[BEGIN]

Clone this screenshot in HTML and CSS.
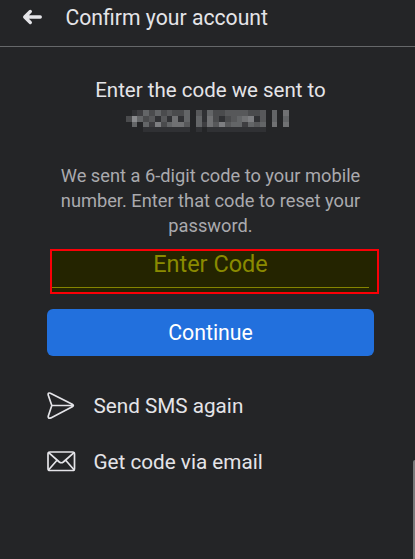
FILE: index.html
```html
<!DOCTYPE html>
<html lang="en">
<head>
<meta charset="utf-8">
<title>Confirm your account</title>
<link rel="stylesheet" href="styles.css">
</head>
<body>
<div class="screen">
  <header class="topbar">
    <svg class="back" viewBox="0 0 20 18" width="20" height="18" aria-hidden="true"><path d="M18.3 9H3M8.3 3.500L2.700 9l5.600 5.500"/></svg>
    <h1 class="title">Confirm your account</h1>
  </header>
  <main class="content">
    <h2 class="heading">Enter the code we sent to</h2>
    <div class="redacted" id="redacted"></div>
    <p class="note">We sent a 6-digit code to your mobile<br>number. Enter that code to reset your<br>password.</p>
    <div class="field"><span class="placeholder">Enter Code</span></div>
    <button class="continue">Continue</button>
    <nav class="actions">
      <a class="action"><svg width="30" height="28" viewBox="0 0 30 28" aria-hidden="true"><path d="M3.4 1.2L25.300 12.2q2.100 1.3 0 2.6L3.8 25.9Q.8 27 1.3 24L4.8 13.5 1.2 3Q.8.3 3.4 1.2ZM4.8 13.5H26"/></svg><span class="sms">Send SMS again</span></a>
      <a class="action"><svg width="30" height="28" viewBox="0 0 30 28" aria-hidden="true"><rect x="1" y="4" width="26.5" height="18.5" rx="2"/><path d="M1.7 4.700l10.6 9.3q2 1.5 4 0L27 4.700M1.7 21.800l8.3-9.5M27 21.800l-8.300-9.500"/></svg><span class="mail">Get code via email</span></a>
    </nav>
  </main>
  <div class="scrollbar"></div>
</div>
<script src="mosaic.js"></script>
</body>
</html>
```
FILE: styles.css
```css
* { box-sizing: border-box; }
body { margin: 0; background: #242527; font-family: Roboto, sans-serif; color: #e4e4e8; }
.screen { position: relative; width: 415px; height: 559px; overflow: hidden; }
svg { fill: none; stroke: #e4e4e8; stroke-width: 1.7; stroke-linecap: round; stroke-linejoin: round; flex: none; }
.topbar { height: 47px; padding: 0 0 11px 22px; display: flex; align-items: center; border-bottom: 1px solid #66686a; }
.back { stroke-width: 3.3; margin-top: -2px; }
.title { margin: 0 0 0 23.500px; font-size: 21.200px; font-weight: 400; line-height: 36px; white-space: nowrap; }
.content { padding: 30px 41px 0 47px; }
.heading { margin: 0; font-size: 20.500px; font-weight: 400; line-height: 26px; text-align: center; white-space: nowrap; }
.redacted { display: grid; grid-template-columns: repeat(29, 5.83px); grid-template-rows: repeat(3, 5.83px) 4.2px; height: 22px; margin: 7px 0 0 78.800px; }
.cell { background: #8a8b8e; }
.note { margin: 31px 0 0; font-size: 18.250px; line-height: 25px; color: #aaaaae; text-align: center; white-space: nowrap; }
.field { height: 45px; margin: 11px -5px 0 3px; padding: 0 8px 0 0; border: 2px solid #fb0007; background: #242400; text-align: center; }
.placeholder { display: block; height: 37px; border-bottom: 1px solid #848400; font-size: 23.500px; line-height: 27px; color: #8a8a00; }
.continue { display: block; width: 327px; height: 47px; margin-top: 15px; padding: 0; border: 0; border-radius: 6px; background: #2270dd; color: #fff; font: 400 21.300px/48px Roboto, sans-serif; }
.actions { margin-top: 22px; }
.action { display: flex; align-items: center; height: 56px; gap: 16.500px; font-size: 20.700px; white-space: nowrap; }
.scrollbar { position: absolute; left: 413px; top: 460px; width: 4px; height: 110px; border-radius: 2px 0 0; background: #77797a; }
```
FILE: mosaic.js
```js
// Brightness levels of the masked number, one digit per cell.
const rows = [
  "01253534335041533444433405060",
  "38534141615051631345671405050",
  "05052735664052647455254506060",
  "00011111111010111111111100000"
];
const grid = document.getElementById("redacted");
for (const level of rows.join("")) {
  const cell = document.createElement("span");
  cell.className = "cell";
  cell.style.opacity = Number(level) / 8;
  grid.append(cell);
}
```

[END]

■ **EXERCISE TASK**: Produce an exact copy of each line of data, skipping embedded images.

■ **SOLVED PROBLEM**:
Clone this screenshot in HTML and CSS.
FILE: index.html
```html
<!DOCTYPE html>
<html lang="en">
<head>
<meta charset="utf-8">
<title>Confirm your account</title>
<link rel="stylesheet" href="styles.css">
</head>
<body>
<div class="screen">
  <header class="topbar">
    <svg class="back" viewBox="0 0 20 18" width="20" height="18" aria-hidden="true"><path d="M18.3 9H3M8.3 3.500L2.700 9l5.600 5.500"/></svg>
    <h1 class="title">Confirm your account</h1>
  </header>
  <main class="content">
    <h2 class="heading">Enter the code we sent to</h2>
    <div class="redacted" id="redacted"></div>
    <p class="note">We sent a 6-digit code to your mobile<br>number. Enter that code to reset your<br>password.</p>
    <div class="field"><span class="placeholder">Enter Code</span></div>
    <button class="continue">Continue</button>
    <nav class="actions">
      <a class="action"><svg width="30" height="28" viewBox="0 0 30 28" aria-hidden="true"><path d="M3.4 1.2L25.300 12.2q2.100 1.3 0 2.6L3.8 25.9Q.8 27 1.3 24L4.8 13.5 1.2 3Q.8.3 3.4 1.2ZM4.8 13.5H26"/></svg><span class="sms">Send SMS again</span></a>
      <a class="action"><svg width="30" height="28" viewBox="0 0 30 28" aria-hidden="true"><rect x="1" y="4" width="26.5" height="18.5" rx="2"/><path d="M1.7 4.700l10.6 9.3q2 1.5 4 0L27 4.700M1.7 21.800l8.3-9.5M27 21.800l-8.300-9.500"/></svg><span class="mail">Get code via email</span></a>
    </nav>
  </main>
  <div class="scrollbar"></div>
</div>
<script src="mosaic.js"></script>
</body>
</html>
```
FILE: styles.css
```css
* { box-sizing: border-box; }
body { margin: 0; background: #242527; font-family: Roboto, sans-serif; color: #e4e4e8; }
.screen { position: relative; width: 415px; height: 559px; overflow: hidden; }
svg { fill: none; stroke: #e4e4e8; stroke-width: 1.7; stroke-linecap: round; stroke-linejoin: round; flex: none; }
.topbar { height: 47px; padding: 0 0 11px 22px; display: flex; align-items: center; border-bottom: 1px solid #66686a; }
.back { stroke-width: 3.3; margin-top: -2px; }
.title { margin: 0 0 0 23.500px; font-size: 21.200px; font-weight: 400; line-height: 36px; white-space: nowrap; }
.content { padding: 30px 41px 0 47px; }
.heading { margin: 0; font-size: 20.500px; font-weight: 400; line-height: 26px; text-align: center; white-space: nowrap; }
.redacted { display: grid; grid-template-columns: repeat(29, 5.83px); grid-template-rows: repeat(3, 5.83px) 4.2px; height: 22px; margin: 7px 0 0 78.800px; }
.cell { background: #8a8b8e; }
.note { margin: 31px 0 0; font-size: 18.250px; line-height: 25px; color: #aaaaae; text-align: center; white-space: nowrap; }
.field { height: 45px; margin: 11px -5px 0 3px; padding: 0 8px 0 0; border: 2px solid #fb0007; background: #242400; text-align: center; }
.placeholder { display: block; height: 37px; border-bottom: 1px solid #848400; font-size: 23.500px; line-height: 27px; color: #8a8a00; }
.continue { display: block; width: 327px; height: 47px; margin-top: 15px; padding: 0; border: 0; border-radius: 6px; background: #2270dd; color: #fff; font: 400 21.300px/48px Roboto, sans-serif; }
.actions { margin-top: 22px; }
.action { display: flex; align-items: center; height: 56px; gap: 16.500px; font-size: 20.700px; white-space: nowrap; }
.scrollbar { position: absolute; left: 413px; top: 460px; width: 4px; height: 110px; border-radius: 2px 0 0; background: #77797a; }
```
FILE: mosaic.js
```js
// Brightness levels of the masked number, one digit per cell.
const rows = [
  "01253534335041533444433405060",
  "38534141615051631345671405050",
  "05052735664052647455254506060",
  "00011111111010111111111100000"
];
const grid = document.getElementById("redacted");
for (const level of rows.join("")) {
  const cell = document.createElement("span");
  cell.className = "cell";
  cell.style.opacity = Number(level) / 8;
  grid.append(cell);
}
```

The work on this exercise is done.